Earth-abundant Mineral For Sustainable Spintronics

Iron-rich hematite, commonly found in rocks and soil, turns out to have magnetic properties that make it a promising material for ultrafast next-generation computing.

In 2023, EPFL researchers succeeded in sending and storing data using charge-free magnetic waves called spin waves, rather than traditional electron flows. The team from the Lab of Nanoscale Magnetic Materials and Magnonics, led by Dirk Grundler, in the School of Engineering used radiofrequency signals to excite spin waves enough to reverse the magnetization state of tiny nanomagnets. When switched from 0 to 1, for example, this allows the nanomagnets to store digital information; a process used in computer memory, and more broadly in information and communication technologies.

This work was a big step toward sustainable computing, because encoding data via spin waves (whose quasiparticles are called magnons) could eliminate the energy loss, or Joule heating, associated with electron-based devices. But at the time, the spin wave signals could not be used to reset the magnetic bits to overwrite existing data.

Hematite exhibits entirely new spin physics that can be harvested for signal processing at ultrahigh frequencies, which is essential for the development of ultrafast spintronic devices and their applications in next-generation information and communication technology."

Now Grundler's lab, in collaboration with colleagues at Beihang University in China, has published research in Nature Physics that could make such repeated encoding possible. Specifically, they report unprecedented magnetic behavior in hematite: an iron oxide compound that is earth-abundant and much more environmentally friendly than materials currently used in spintronics.

Grundler explains: "This work demonstrates that hematite is not just a sustainable replacement for established materials like yttrium iron garnet. It exhibits entirely new spin physics that can be harvested for signal processing at ultrahigh frequencies, which is essential for the development of ultrafast spintronic devices, and their applications in next-generation information and communication technology."

Two magnon modes are better than one

The discovery came unexpectedly when EPFL alumnus Haiming Yu, now a professor at the Fert Beijing Institute in the MIIT Key Laboratory of Spintronics at Beihang University, detected some strange electrical signals coming from a nanostructured platinum stripe on hematite.

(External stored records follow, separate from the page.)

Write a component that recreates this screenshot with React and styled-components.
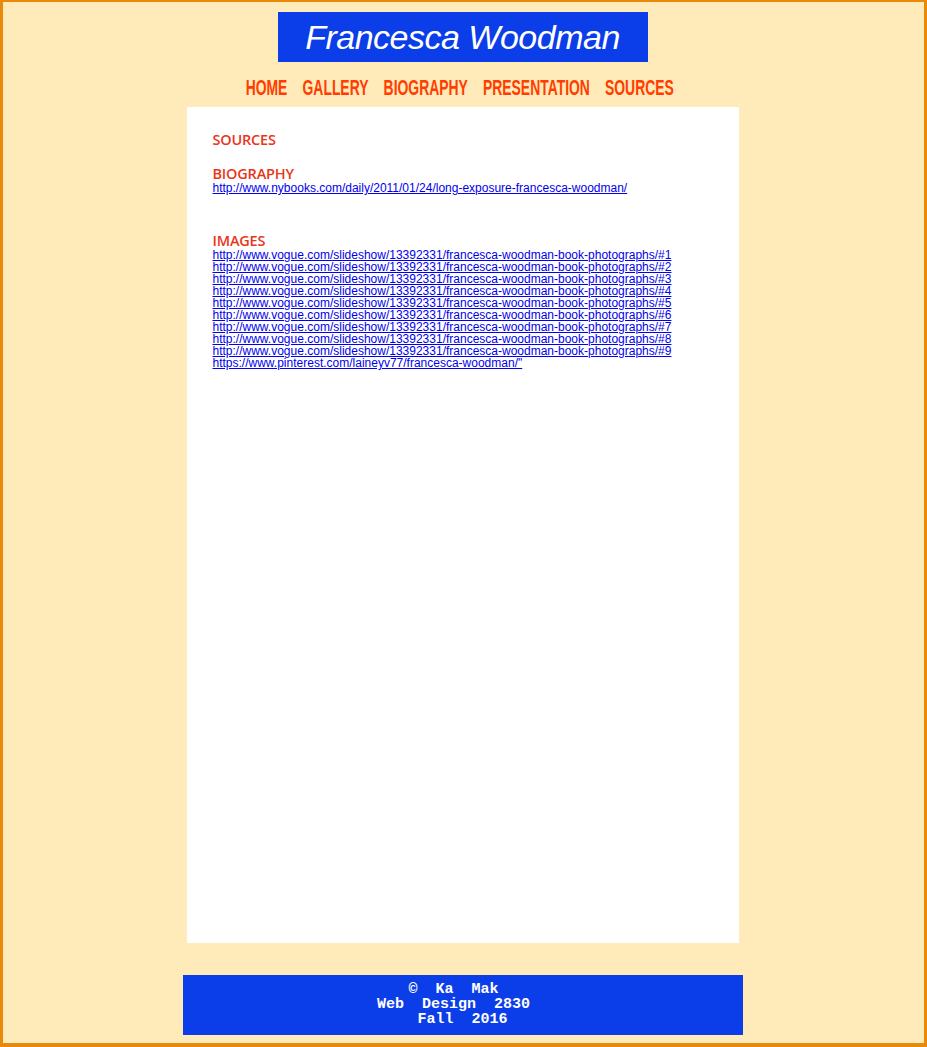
import React from "react";
import styled, { createGlobalStyle } from "styled-components";

const GlobalStyle = createGlobalStyle`
  html, body {
    margin: 0;
    padding: 0;
  }
  body {
    background: #ffebb9;
    font-family: "Liberation Sans", Arial, sans-serif;
  }
`;

const Page = styled.div`
  box-sizing: border-box;
  min-height: 100vh;
  border: 3px solid #e8890c;
  border-top-width: 2px;
  border-bottom-width: 4px;
  display: flex;
  flex-direction: column;
  align-items: center;
  padding-top: 10px;
  padding-right: 2px;
`;

const Title = styled.h1`
  margin: 0;
  width: 370px;
  height: 50px;
  box-sizing: border-box;
  background: #0b3de8;
  color: #ffffff;
  font-family: "Liberation Sans", Arial, sans-serif;
  font-style: italic;
  font-weight: normal;
  font-size: 34px;
  line-height: 50px;
  text-align: center;
  letter-spacing: -0.5px;
`;

/* condensed display face isn't available, so the row is squeezed horizontally */
const Nav = styled.nav`
  box-sizing: border-box;
  display: flex;
  gap: 24px;
  margin-top: 10px;
  margin-right: 6px;
  height: 35px;
  padding-bottom: 3px;
  align-items: center;
  transform: scaleX(0.632);
  transform-origin: center;
`;

const NavLink = styled.a`
  font-family: "Liberation Sans", Arial, sans-serif;
  font-weight: bold;
  font-size: 22px;
  color: #ff3d00;
  text-decoration: none;
  text-transform: uppercase;
  cursor: pointer;
`;

const Content = styled.main`
  box-sizing: border-box;
  width: 552px;
  height: 836px;
  background: #ffffff;
  padding: 25px 26px;
`;

const Heading = styled.h2`
  margin: 0;
  font-family: "Open Sans", "Noto Sans", sans-serif;
  font-weight: 600;
  font-size: 14.5px;
  line-height: 16px;
  letter-spacing: -0.2px;
  color: #e8361a;
  margin-top: ${(p) => p.$top || 0}px;
`;

const LinkList = styled.div`
  display: flex;
  flex-direction: column;
  align-items: flex-start;
`;

const Link = styled.a`
  font-family: "Liberation Sans", Arial, sans-serif;
  font-size: 12px;
  line-height: 12px;
  color: #0000ee;
  text-decoration: underline;
`;

const Footer = styled.footer`
  box-sizing: border-box;
  width: 560px;
  height: 60px;
  margin-top: 32px;
  background: #0b3de8;
  color: #ffffff;
  font-family: "Liberation Mono", "Courier New", monospace;
  font-weight: bold;
  font-size: 15px;
  line-height: 15px;
  text-align: center;
  padding-top: 7px;
  white-space: pre;
`;

const navItems = ["Home", "Gallery", "Biography", "Presentation", "Sources"];

const vogue = Array.from(
  { length: 9 },
  (_, i) =>
    `http://www.vogue.com/slideshow/13392331/francesca-woodman-book-photographs/#${i + 1}`
);

export default function App() {
  return (
    <>
      <GlobalStyle />
      <Page>
        <Title>Francesca Woodman</Title>
        <Nav>
          {navItems.map((item) => (
            <NavLink key={item}>{item}</NavLink>
          ))}
        </Nav>
        <Content>
          <Heading>SOURCES</Heading>
          <Heading $top={18}>BIOGRAPHY</Heading>
          <LinkList>
            <Link href="#">
              http://www.nybooks.com/daily/2011/01/24/long-exposure-francesca-woodman/
            </Link>
          </LinkList>
          <Heading $top={39}>IMAGES</Heading>
          <LinkList>
            {vogue.map((url) => (
              <Link key={url} href="#">
                {url}
              </Link>
            ))}
            <Link href="#">https://www.pinterest.com/laineyv77/francesca-woodman/"</Link>
          </LinkList>
        </Content>
        <Footer>
          {"©  Ka  Mak  \nWeb  Design  2830  \nFall  2016"}
        </Footer>
      </Page>
    </>
  );
}
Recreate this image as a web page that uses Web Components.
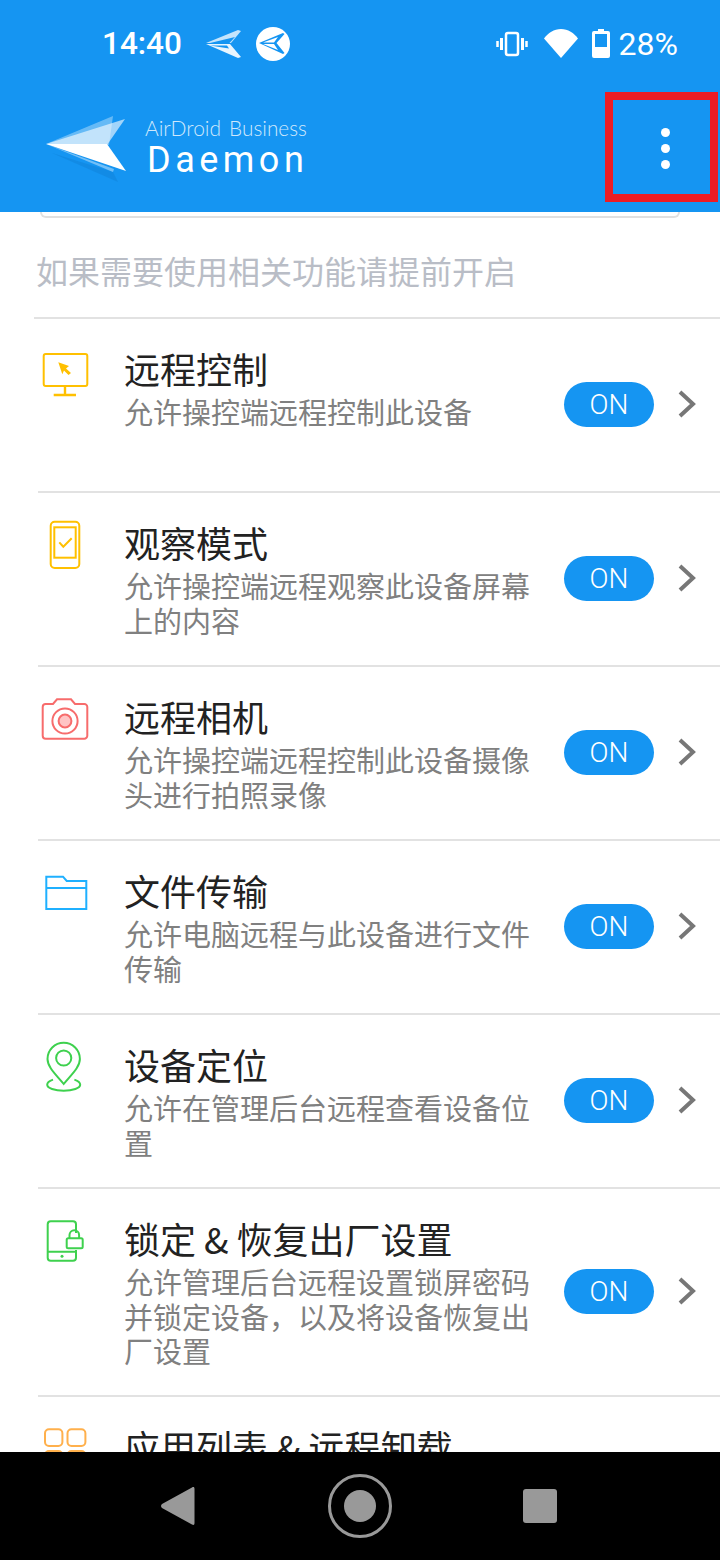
<!DOCTYPE html>
<html lang="zh">
<head>
<meta charset="utf-8">
<title>AirDroid Business Daemon</title>
<style>
  html, body { margin: 0; padding: 0; background: #fff; }
  body { font-family: "Noto Sans CJK SC", "Noto Sans", sans-serif; }
  feature-row svg { display: block; fill: none; stroke-width: 2; }
</style>
</head>
<body>
<phone-screen>
  <status-bar slot="top"></status-bar>
  <app-header slot="top"></app-header>

  <top-card></top-card>
  <section-hint>如果需要使用相关功能请提前开启</section-hint>

  <feature-row heading="远程控制" sub="允许操控端远程控制此设备" style="--row-h:174px">
    <svg width="87" height="70" stroke="#ffc000">
      <rect x="5.7" y="12" width="43.6" height="32" rx="2"/>
      <path d="M27 44v8M15.7 53h22.3" stroke-width="2.4"/>
      <polygon points="20.3,20.3 31,24 28,26.5 33,31 30.5,33 26,28.5 24.3,32.3" fill="#ffc000" stroke="none"/>
    </svg>
  </feature-row>

  <feature-row heading="观察模式" sub="允许操控端远程观察此设备屏幕上的内容" style="--row-h:174px">
    <svg width="87" height="70" stroke="#ffc000">
      <rect x="12.7" y="5.7" width="28.6" height="46.3" rx="4"/>
      <rect x="16.3" y="11.3" width="21.4" height="30.4"/>
      <path d="M21.3 26.3l4 4.4 8.4-8.4"/>
    </svg>
  </feature-row>

  <feature-row heading="远程相机" sub="允许操控端远程控制此设备摄像头进行拍照录像" style="--row-h:174px">
    <svg width="87" height="70" stroke="#f76c6c">
      <path d="M7.7 14H15l4-4.7h14l4 4.7h9.3a3 3 0 0 1 3 3v28.7a3 3 0 0 1-3 3H7.7a3 3 0 0 1-3-3V17a3 3 0 0 1 3-3z"/>
      <circle cx="27" cy="31" r="12.6"/>
      <circle cx="27" cy="31" r="6.4" fill="#ffc4c4"/>
    </svg>
  </feature-row>

  <feature-row heading="文件传输" sub="允许电脑远程与此设备进行文件传输" style="--row-h:174px">
    <svg width="87" height="70" stroke="#1fb0ff">
      <path d="M8.3 12.7h16.7l3.7 4.3h19.6v28h-40z"/>
      <path d="M8 24h40"/>
    </svg>
  </feature-row>

  <feature-row heading="设备定位" sub="允许在管理后台远程查看设备位置" style="--row-h:174px">
    <svg width="87" height="70" stroke="#3ed14e" stroke-width="2.2">
      <path d="M25.7 46C19 37.5 9.5 29.5 9.5 21a16.2 16.2 0 0 1 32.4 0c0 8.500-9.500 16.500-16.200 25z"/>
      <circle cx="25.700" cy="20" r="7.600"/>
      <path d="M15 41.600C11.500 42.800 9.200 44.500 9.200 46.700c0 3.300 7.400 6 16.500 6s16.500-2.700 16.500-6c0-2.200-2.300-3.900-5.800-5.100"/>
    </svg>
  </feature-row>

  <feature-row heading="锁定 &amp; 恢复出厂设置" sub="允许管理后台远程设置锁屏密码并锁定设备，以及将设备恢复出厂设置" style="--row-h:208px">
    <svg width="87" height="70" stroke="#3ed14e">
      <path d="M38 21v-8.700a3 3 0 0 0-3-3H12.700a3 3 0 0 0-3 3v33.400a3 3 0 0 0 3 3H35a3 3 0 0 0 3-3v-7.700M9.700 39.700h28.300"/>
      <circle cx="24" cy="44.300" r="1.500" fill="#3ed14e" stroke="none"/>
      <rect x="28.700" y="26.300" width="16" height="10" rx="1.500"/>
      <path d="M31.500 26v-3a4.800 4.800 0 0 1 9.600 0v3"/>
    </svg>
  </feature-row>

  <feature-row heading="应用列表 &amp; 远程卸载" sub="" style="--row-h:174px">
    <svg width="87" height="70" stroke="#ffb04c">
      <rect x="7" y="9.300" width="17.400" height="16.700" rx="4"/>
      <rect x="29.500" y="9.300" width="17.900" height="16.700" rx="4"/>
      <rect x="7" y="31" width="17.400" height="16.700" rx="4"/>
      <rect x="29.500" y="31" width="17.900" height="16.700" rx="4"/>
    </svg>
  </feature-row>

  <nav-bar slot="bottom"></nav-bar>
</phone-screen>

<script>
class PhoneScreen extends HTMLElement {
  constructor() {
    super();
    this.attachShadow({ mode: "open" }).innerHTML = `
    <style>
      :host { display: flex; flex-direction: column; width: 720px; height: 1560px; overflow: hidden; background: #fff; }
      .top { flex: none; background: #1595f2; }
      .content { flex: 1; min-height: 0; overflow: hidden; }
      .bottom { flex: none; }
    </style>
    <div class="top"><slot name="top"></slot></div>
    <div class="content"><slot></slot></div>
    <div class="bottom"><slot name="bottom"></slot></div>`;
  }
}

class StatusBar extends HTMLElement {
  constructor() {
    super();
    this.attachShadow({ mode: "open" }).innerHTML = `
    <style>
      :host { display: flex; align-items: center; height: 88px; padding: 0 42px 1px 102px; box-sizing: border-box; color: #fff;
        font: 500 31.500px/1 Roboto, sans-serif; }
      svg { display: block; flex: none; }
      .spacer { flex: 1; }
      .send { margin-left: 24px; }
      .circle { margin-left: 14px; }
      .wifi { margin-left: 16px; }
      .batt { margin-left: 14px; }
      .pct { margin-left: 9px; font-weight: 400; font-size: 32px; }
    </style>
    <span>14:40</span>
    <svg class="send" width="36" height="30" viewBox="0 0 36 30" fill="#fff">
      <path d="M0 14L32 1l3 1-10 12z" opacity=".75"/>
      <path d="M2 14.500L29 8l-6 6.500z" fill="#1595f2"/>
      <path d="M0 15h24l11 13-3 1z" opacity=".9"/>
      <path d="M4 16.500h17l2 3z" fill="#1595f2"/>
    </svg>
    <svg class="circle" width="34" height="34" viewBox="0 0 34 34">
      <circle cx="17" cy="17" r="17" fill="#fff"/>
      <path d="M3 16L27 6l1.500 1-8 9 8 10-1.500 1z" fill="#1595f2"/>
      <path d="M7 15.500L22 10l-4 5.500zM7 17h11l4 6z" fill="#fff"/>
    </svg>
    <span class="spacer"></span>
    <svg width="32" height="26" viewBox="0 0 32 26" fill="none" stroke="#fff" stroke-width="2">
      <rect x="10" y="2" width="12" height="22" rx="2" stroke-width="2.500"/>
      <path d="M5.500 7v12M26.500 7v12" stroke-width="3"/>
      <path d="M1.500 10v6M30.500 10v6" stroke-width="2.500"/>
    </svg>
    <svg class="wifi" width="34" height="29" viewBox="0 0 34 29" fill="#fff">
      <path d="M17 29L0 9.500C4 4 10 0 17 0s13 4 17 9.500z"/>
    </svg>
    <svg class="batt" width="18" height="29" viewBox="0 0 18 29" fill="#fff">
      <path d="M6 0h6v2h4a2 2 0 0 1 2 2v23a2 2 0 0 1-2 2H2a2 2 0 0 1-2-2V4a2 2 0 0 1 2-2h4z"/>
      <rect x="3" y="5" width="12" height="13" fill="#1595f2"/>
    </svg>
    <span class="pct">28%</span>`;
  }
}

class AppHeader extends HTMLElement {
  constructor() {
    super();
    this.attachShadow({ mode: "open" }).innerHTML = `
    <style>
      :host { display: flex; align-items: flex-start; position: relative; height: 124px; padding: 26px 0 0 44px; box-sizing: border-box; color: #fff; }
      svg { display: block; flex: none; }
      .brand { margin-left: 17px; display: flex; flex-direction: column; padding-top: 2px; white-space: nowrap; }
      .line1 { font: 300 21px/24px Lato, Roboto, sans-serif; color: #cfe8fc; display: flex; gap: 8px; }
      .line1 b { font-weight: 300; font-size: 20.800px; }
      .line2 { font: 400 36px/38px Roboto, sans-serif; letter-spacing: 4.500px; margin: 1px 0 0 2px; }
      .menu { position: absolute; left: 605px; top: 4px; width: 113px; height: 110px; padding: 2px 0 0 7px; box-sizing: border-box; border: 8px solid #ed1c24; display: flex; flex-direction: column; align-items: center; justify-content: center; gap: 7px; }
      .menu i { width: 9px; height: 9px; border-radius: 50%; background: #fff; }
    </style>
    <svg width="84" height="70" viewBox="0 0 84 70">
      <path d="M2 30L69 2l-4 29z" fill="#fff" opacity=".35"/>
      <path d="M2 30L81 5 63 31z" fill="#fff" opacity=".6"/>
      <path d="M8 39l66 29-5-10z" fill="#0b6fc0" opacity=".25"/>
      <path d="M2 30l67 28 1-3z" fill="#fff" opacity=".4"/>
      <path d="M2 30h61l19 27z" fill="#fff"/>
    </svg>
    <div class="brand">
      <div class="line1"><span>AirDroid</span><b>Business</b></div>
      <div class="line2">Daemon</div>
    </div>
    <div class="menu"><i></i><i></i><i></i></div>`;
  }
}

class TopCard extends HTMLElement {
  constructor() {
    super();
    this.attachShadow({ mode: "open" }).innerHTML = `
    <style>
      :host { display: block; height: 6px; margin: 0 40px; box-sizing: border-box; border: 2px solid #e0e0e0; border-top: 0; border-radius: 0 0 18px 18px; }
    </style>`;
  }
}

class SectionHint extends HTMLElement {
  constructor() {
    super();
    this.attachShadow({ mode: "open" }).innerHTML = `
    <style>
      :host { display: flex; align-items: center; height: 101px; margin-left: 34px; padding: 5px 0 0 2px; box-sizing: border-box; border-bottom: 2px solid #e2e2e2; color: #b9bdc6; font-size: 32px; line-height: 40px; }
    </style>
    <slot></slot>`;
  }
}

class FeatureRow extends HTMLElement {
  constructor() {
    super();
    const sub = this.getAttribute("sub");
    this.attachShadow({ mode: "open" }).innerHTML = `
    <style>
      :host { display: flex; align-items: flex-start; height: var(--row-h); margin-left: 38px; box-sizing: border-box; border-bottom: 2px solid #e2e2e2; position: relative; }
      .icon { flex: none; width: 86px; padding-top: 23px; }
      .text { flex: none; width: 410px; padding-top: 30px; }
      h3 { margin: 0; font-weight: 400; font-size: 36px; line-height: 38px; color: #222; white-space: nowrap; }
      p { margin: 7px 0 0; font-size: 29px; line-height: 34.500px; color: #808080; }
      .side { flex: 1; align-self: center; display: flex; align-items: center; margin-top: -2px; padding-left: 30px; }
      .on { width: 90px; height: 45px; border-radius: 23px; background: #1595f2; color: #fff; font: 300 28px/45px Roboto, sans-serif; text-align: center; }
      svg { display: block; margin-left: 24px; }
    </style>
    <div class="icon"><slot></slot></div>
    <div class="text">
      <h3>${this.getAttribute("heading")}</h3>
      ${sub ? `<p>${sub}</p>` : ""}
    </div>
    <div class="side">
      <div class="on">ON</div>
      <svg width="18" height="28" viewBox="0 0 18 28" fill="none" stroke="#777" stroke-width="4"><path d="M2 2l13 12L2 26"/></svg>
    </div>`;
  }
}

class NavBar extends HTMLElement {
  constructor() {
    super();
    this.attachShadow({ mode: "open" }).innerHTML = `
    <style>
      :host { display: grid; grid-template-columns: repeat(3, 180px); justify-content: center; align-items: center; justify-items: center; height: 108px; padding-bottom: 1px; box-sizing: border-box; background: #000; }
      svg { display: block; }
      .back { margin-right: 4px; }
    </style>
    <svg class="back" width="34" height="38" viewBox="0 0 34 38" fill="#999"><path d="M31 .500c1.500-1 2.500-.500 2.500 1.500v34c0 2-1 2.500-2.500 1.500L1 21c-1.300-1-1.300-3 0-4z"/></svg>
    <svg width="64" height="64" viewBox="0 0 64 64" fill="none"><circle cx="32" cy="32" r="30.500" stroke="#999" stroke-width="3"/><circle cx="32" cy="32" r="16" fill="#999"/></svg>
    <svg width="34" height="34" viewBox="0 0 34 34" fill="#999"><rect width="34" height="34" rx="3"/></svg>`;
  }
}

customElements.define("phone-screen", PhoneScreen);
customElements.define("status-bar", StatusBar);
customElements.define("app-header", AppHeader);
customElements.define("top-card", TopCard);
customElements.define("section-hint", SectionHint);
customElements.define("feature-row", FeatureRow);
customElements.define("nav-bar", NavBar);
</script>
</body>
</html>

The signals, measured by researcher Lutong Sheng of the same group, were unlike anything observed on conventional magnetic materials, so Yu's team sent their device to Grundler's lab for analysis.

Two interfering magnon modes create spin waves (red/blue spirals), injecting a spin current (red/blue spheres with arrows) into an integrated platinum stripe (blue). The interference patterns are separately detected by a laser beam (green). The curved arrow at the top illustrates that the resulting polarization is dynamically controlled. © Anna Duvakina/LMGN EPFL

While examining the magnon signals in the sample, Grundler spotted a 'wiggle' in their spatial distribution. "This sharp observation eventually led to the discovery of an interference pattern, which was the critical turning point of this research," Yu says. Indeed, using light scattering microscopy, EPFL PhD student Anna Duvakina determined that the strange electrical signals in the hematite sample were related to patterns of interference between two separate spin wave excitations called magnon modes.

Other magnetic materials like yttrium iron garnet only yield one magnon mode, but having two magnon modes is crucial: it means that spin currents generated from magnons could be made to switch back and forth between opposing polarizations on the same device, which could in turn switch the magnetization state of a nanomagnet in either direction. In theory, this could finally allow repeated encoding and storage of digital data. Next, the researchers hope to test this idea by mounting a nanomagnet onto the hematite device.

"Hematite has been known to man for thousands of years but its magnetism has been too weak for standard applications. Now, it turns out that it outperforms a material that was optimized for microwave electronics in the 1950s," Grundler says. "This is the beauty of science: you can take this old, earth-abundant material and find this very timely application for it, which could allow us to have a more efficient and sustainable approach to spintronics."